### Given instruction
The listing below begins with the first line you should copy; stop after the line containing "dir: 'up' | 'down' |", and drop every picture.

### Provided material
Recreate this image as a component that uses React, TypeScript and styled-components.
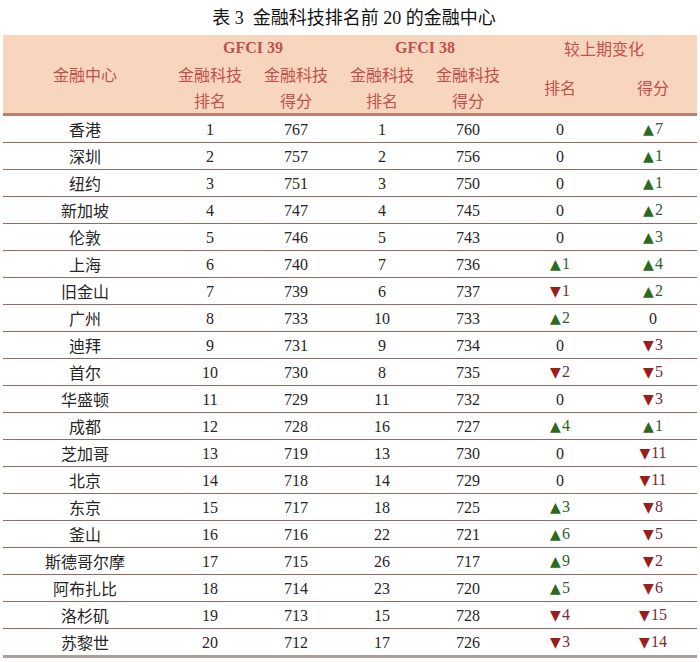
import React from 'react';
import styled, { createGlobalStyle } from 'styled-components';

const GlobalStyle = createGlobalStyle`
    html, body {
        margin: 0;
        padding: 0;
        background: #ffffff;
    }
`;

type Change = { dir: 'up' | 'down' | 'none'; value: number };

type Row = {
    city: string;
    rank39: number;
    score39: number;
    rank38: number;
    score38: number;
    rankChange: Change;
    scoreChange: Change;
};

const ch = (v: number): Change => ({ dir: v > 0 ? 'up' : v < 0 ? 'down' : 'none', value: Math.abs(v) });

const rows: Row[] = [
    ['香港', 1, 767, 1, 760, 0, 7],
    ['深圳', 2, 757, 2, 756, 0, 1],
    ['纽约', 3, 751, 3, 750, 0, 1],
    ['新加坡', 4, 747, 4, 745, 0, 2],
    ['伦敦', 5, 746, 5, 743, 0, 3],
    ['上海', 6, 740, 7, 736, 1, 4],
    ['旧金山', 7, 739, 6, 737, -1, 2],
    ['广州', 8, 733, 10, 733, 2, 0],
    ['迪拜', 9, 731, 9, 734, 0, -3],
    ['首尔', 10, 730, 8, 735, -2, -5],
    ['华盛顿', 11, 729, 11, 732, 0, -3],
    ['成都', 12, 728, 16, 727, 4, 1],
    ['芝加哥', 13, 719, 13, 730, 0, -11],
    ['北京', 14, 718, 14, 729, 0, -11],
    ['东京', 15, 717, 18, 725, 3, -8],
    ['釜山', 16, 716, 22, 721, 6, -5],
    ['斯德哥尔摩', 17, 715, 26, 717, 9, -2],
    ['阿布扎比', 18, 714, 23, 720, 5, -6],
    ['洛杉矶', 19, 713, 15, 728, -4, -15],
    ['苏黎世', 20, 712, 17, 726, -3, -14],
].map(([city, r39, s39, r38, s38, rc, sc]) => ({
    city: city as string,
    rank39: r39 as number,
    score39: s39 as number,
    rank38: r38 as number,
    score38: s38 as number,
    rankChange: ch(rc as number),
    scoreChange: ch(sc as number),
}));

const CJK = `"Noto Sans CJK SC", "Noto Sans", sans-serif`;
const SERIF = `"Liberation Serif", "Noto Sans CJK SC", serif`;

const Page = styled.div`
    width: 700px;
    padding: 0 3px;
    box-sizing: border-box;
`;

const Title = styled.h1`
    margin: 0;
    height: 35px;
    line-height: 36px;
    text-align: center;
    font-family: ${SERIF};
    font-size: 18px;
    font-weight: 400;
    color: #111;
    padding-left: 8px;
`;

const Table = styled.table`
    width: 694px;
    border-collapse: collapse;
    table-layout: fixed;
`;

const HeadRow = styled.tr`
    background: #f7d6bd;
`;

const HeadCell = styled.th<{ $latin?: boolean; $tall?: boolean }>`
    padding: 0;
    height: ${(p) => (p.$tall ? 49 : 26)}px;
    line-height: 26px;
    text-align: center;
    vertical-align: middle;
    color: #c0504d;
    font-family: ${(p) => (p.$latin ? SERIF : CJK)};
    font-weight: ${(p) => (p.$latin ? 700 : 400)};
    font-size: 16px;
`;

const BodyRow = styled.tr<{ $first?: boolean; $last?: boolean }>`
    td {
        border-top: ${(p) => (p.$first ? '3px solid #b98070' : 'none')};
        border-bottom: ${(p) => (p.$last ? '3px solid #ad9d9b' : '1px solid #916a62')};
    }
`;

const Cell = styled.td<{ $cjk?: boolean }>`
    padding: 0;
    height: 26px;
    text-align: center;
    vertical-align: middle;
    color: #262626;
    font-family: ${(p) => (p.$cjk ? CJK : SERIF)};
    font-size: 16px;
    line-height: 25px;
`;

const Delta = styled.span<{ $dir: 'up' | 'down' }>`
    color: ${(p) => (p.$dir === 'up' ? '#2f5f2a' : '#7a2a2a')};
`;

const Arrow = styled.span<{ $dir: 'up' | 'down' }>`
    color: ${(p) => (p.$dir === 'up' ? '#2d6a1f' : '#9a1e1e')};
    font-family: "DejaVu Sans", sans-serif;
    font-size: 14px;
    margin-right: 1px;
`;

const ChangeValue = ({ c }: { c: Change }) => {
    if (c.dir === 'none') return <>0</>;
    return (
        <Delta $dir={c.dir}>
            <Arrow $dir={c.dir}>{c.dir === 'up' ? '▲' : '▼'}</Arrow>
            {c.value}
        </Delta>
    );
};

const App = () => {
    return (
        <Page>
            <GlobalStyle />
            <Title>表 3 &nbsp;金融科技排名前 20 的金融中心</Title>
            <Table>
                <colgroup>
                    <col style={{ width: 164 }} />
                    <col style={{ width: 86 }} />
                    <col style={{ width: 86 }} />
                    <col style={{ width: 86 }} />
                    <col style={{ width: 86 }} />
                    <col style={{ width: 98 }} />
                    <col style={{ width: 88 }} />
                </colgroup>
                <thead>
                    <HeadRow>
                        <HeadCell rowSpan={2}>金融中心</HeadCell>
                        <HeadCell colSpan={2} $latin>
                            GFCI 39
                        </HeadCell>
                        <HeadCell colSpan={2} $latin>
                            GFCI 38
                        </HeadCell>
                        <HeadCell colSpan={2}>较上期变化</HeadCell>
                    </HeadRow>
                    <HeadRow>
                        <HeadCell $tall>
                            金融科技
                            <br />
                            排名
                        </HeadCell>
                        <HeadCell $tall>
                            金融科技
                            <br />
                            得分
                        </HeadCell>
                        <HeadCell $tall>
                            金融科技
                            <br />
                            排名
                        </HeadCell>
                        <HeadCell $tall>
                            金融科技
                            <br />
                            得分
                        </HeadCell>
                        <HeadCell $tall>排名</HeadCell>
                        <HeadCell $tall>得分</HeadCell>
                    </HeadRow>
                </thead>
                <tbody>
                    {rows.map((r, i) => (
                        <BodyRow key={r.city} $first={i === 0} $last={i === rows.length - 1}>
                            <Cell $cjk>{r.city}</Cell>
                            <Cell>{r.rank39}</Cell>
                            <Cell>{r.score39}</Cell>
                            <Cell>{r.rank38}</Cell>
                            <Cell>{r.score38}</Cell>
                            <Cell>
                                <ChangeValue c={r.rankChange} />
                            </Cell>
                            <Cell>
                                <ChangeValue c={r.scoreChange} />
                            </Cell>
                        </BodyRow>
                    ))}
                </tbody>
            </Table>
        </Page>
    );
};

export default App;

### Problem solution
Recreate this image as a component that uses React, TypeScript and styled-components.
import React from 'react';
import styled, { createGlobalStyle } from 'styled-components';

const GlobalStyle = createGlobalStyle`
    html, body {
        margin: 0;
        padding: 0;
        background: #ffffff;
    }
`;

type Change = { dir: 'up' | 'down' | 'none'; value: number };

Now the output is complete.